Question is : Given the addition of three numbers a + b + c to you(in this case 559), how can you go back to the original number(in this case 504)? All solutions would be appreciated.

Answer 1

Suppose the number you started with looks like xyz. That is, its last (decimal) digit is z, its penultimate digit is y, and the rest is x. In your example, if you started with 504, then x=5, y=0, z=4. The value of your original number is 100x+10y+z.

The number you end up with is the sum of (100x+10y+z), (10x+y), and x. This is 111x+11y+z.
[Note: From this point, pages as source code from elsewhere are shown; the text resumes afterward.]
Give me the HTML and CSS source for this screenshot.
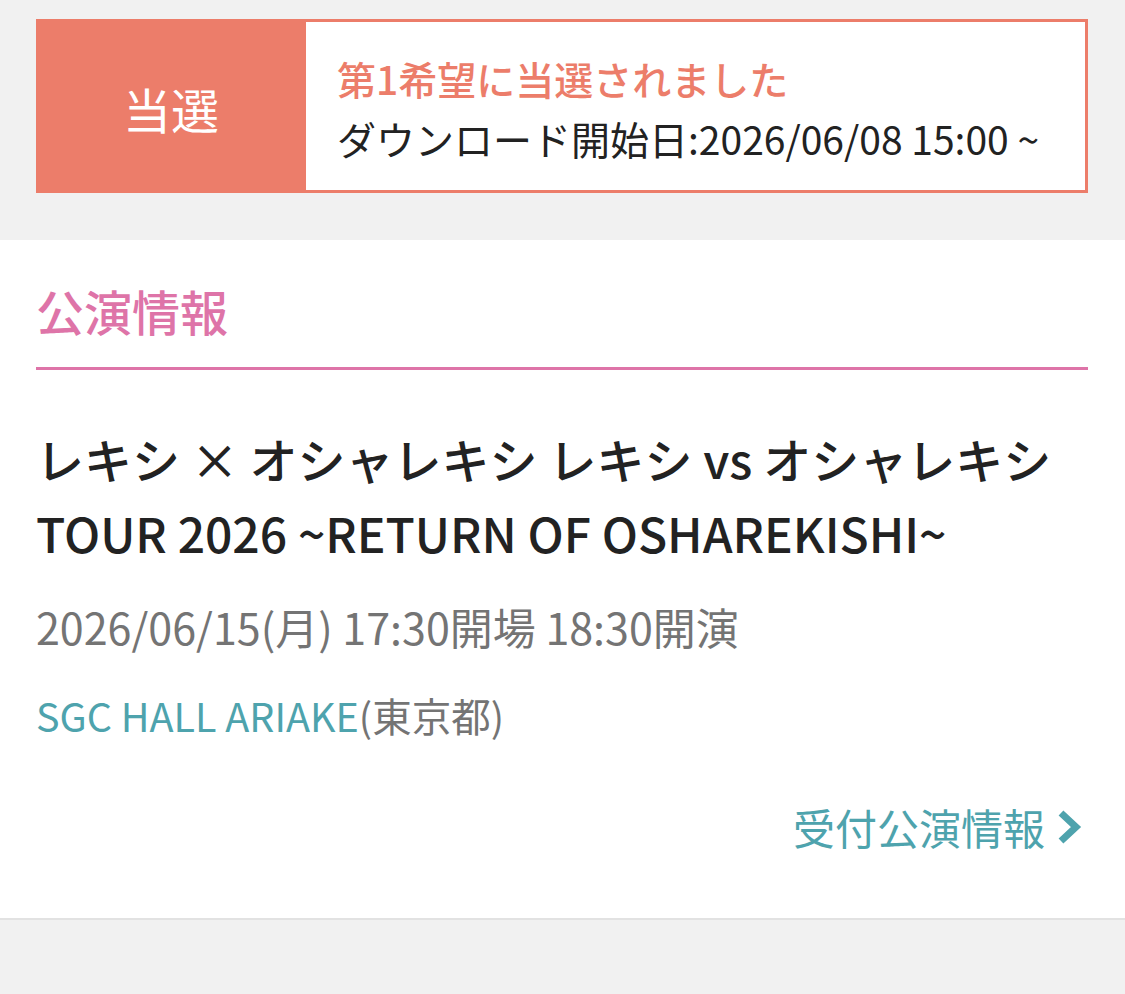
FILE: index.html
```html
<!DOCTYPE html>
<html lang="ja">
<head>
<meta charset="utf-8">
<title>公演情報</title>
<link rel="stylesheet" href="styles.css">
</head>
<body>
<div class="result">
  <div class="badge">当選</div>
  <div class="message">
    <p class="win">第1希望に当選されました</p>
    <p class="dl">ダウンロード開始日:2026/06/08 15:00 ~</p>
  </div>
</div>
<section class="card">
  <h2 class="heading">公演情報</h2>
  <h3 class="title">レキシ × オシャレキシ レキシ vs オシャレキシ<br>TOUR 2026 ~RETURN OF OSHAREKISHI~</h3>
  <p class="date">2026/06/15(月) 17:30開場 18:30開演</p>
  <p class="venue"><span class="venue-name">SGC HALL ARIAKE</span>(東京都)</p>
  <div class="more">
    <a class="more-link" href="#">受付公演情報<svg class="chev" width="26" height="36" viewBox="0 0 26 36"><polyline points="5,4 20,18 5,32" fill="none" stroke="currentColor" stroke-width="7"/></svg></a>
  </div>
</section>
</body>
</html>
```
FILE: styles.css
```css
* { box-sizing: border-box; }
html, body { margin: 0; padding: 0; }
body {
  background: #f1f1f1;
  font-family: "Noto Sans CJK JP", "Noto Sans", sans-serif;
  color: #222;
  height: 994px;
  overflow: hidden;
}
p, h2, h3 { margin: 0; }

.result {
  display: flex;
  margin: 19px 37px 0 36px;
  height: 174px;
}
.badge {
  width: 270px;
  background: #ec7d6a;
  color: #fff;
  font-size: 48px;
  display: flex;
  align-items: center;
  justify-content: center;
  padding-top: 4px;
}
.message {
  flex: 1;
  background: #fff;
  border: 3px solid #ec7d6a;
  border-left: none;
  padding: 26px 0 0 31px;
}
.win {
  color: #ec7d6a;
  font-size: 39px;
  line-height: 60px;
  font-weight: 500;
}
.dl {
  font-size: 39px;
  line-height: 60px;
}

.card {
  margin-top: 47px;
  background: #fff;
  padding: 0 37px 60px 36px;
  border-bottom: 2px solid #e2e2e2;
}
.heading {
  color: #de74a8;
  font-size: 48px;
  font-weight: 500;
  line-height: 72px;
  padding-top: 34px;
  padding-bottom: 21px;
  border-bottom: 3px solid #de74a8;
}
.title {
  margin-top: 51px;
  font-size: 48px;
  font-weight: 500;
  line-height: 74px;
  color: #222;
}
.date {
  margin-top: 26px;
  font-size: 43px;
  line-height: 63px;
  color: #747474;
}
.venue {
  margin-top: 25px;
  font-size: 39.5px;
  line-height: 63px;
  color: #747474;
}
.venue-name { color: #4ea3ad; }
.more {
  margin-top: 49px;
  display: flex;
  justify-content: flex-end;
}
.more-link {
  color: #4ea3ad;
  font-size: 42px;
  line-height: 63px;
  text-decoration: none;
  display: flex;
  align-items: center;
  gap: 11px;
  padding-right: 6px;
}
.chev { display: block; }
```
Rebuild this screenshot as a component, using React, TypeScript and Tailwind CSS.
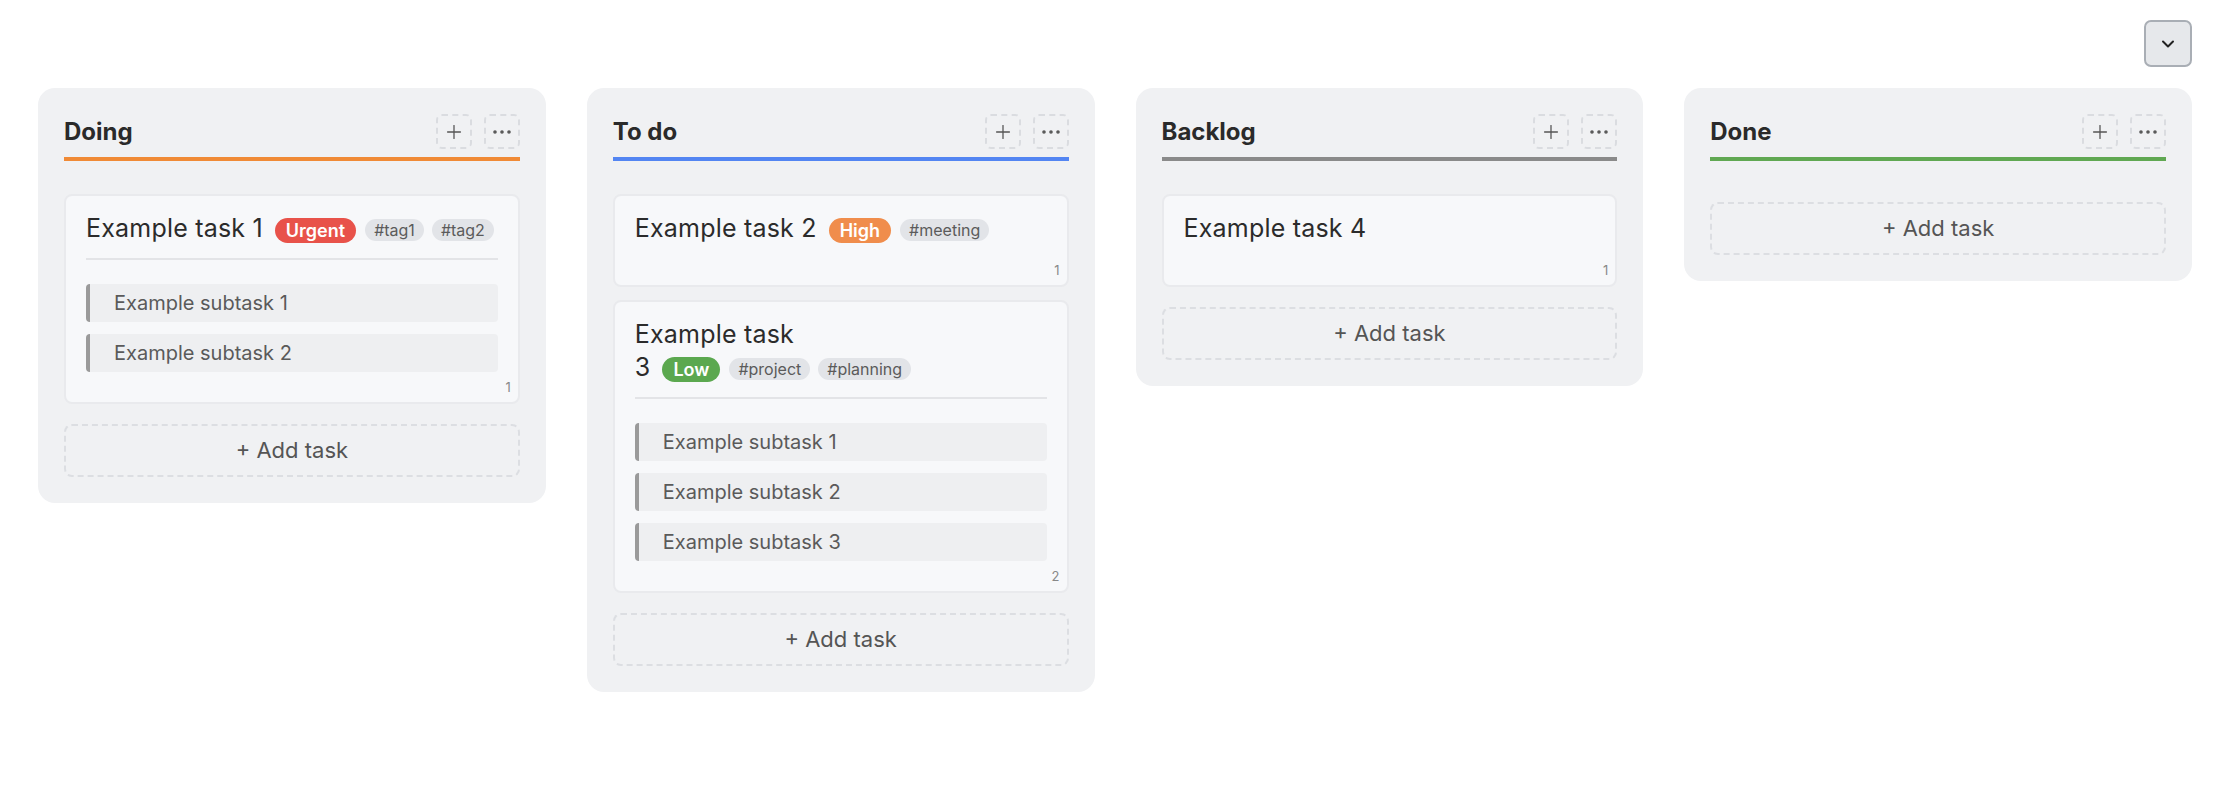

Note that our constraints were that 0≤y≤9 and 0≤z≤9. Even with their largest values, we have 11y+z ≤ 11(9) + 9 < 111. So we can invert the transformation: pull out the largest multiple of 111, then pull out the largest multiple of 11 from the remaining, and then what's left.

def transform(n):
    return n + (n/10) + (n/100)

def invert(m):
    [x, y, z] = [m/111, (m%111)/11, (m%111)%11]
    return 100*x + 10*y + z

assert transform(504) == 559 
assert invert(559) == 504

(Try the above in a Python shell. Note that this works even if x is not a single-digit number: transform(12345) gives 13702, and invert(13702) gives 12345, as expected.)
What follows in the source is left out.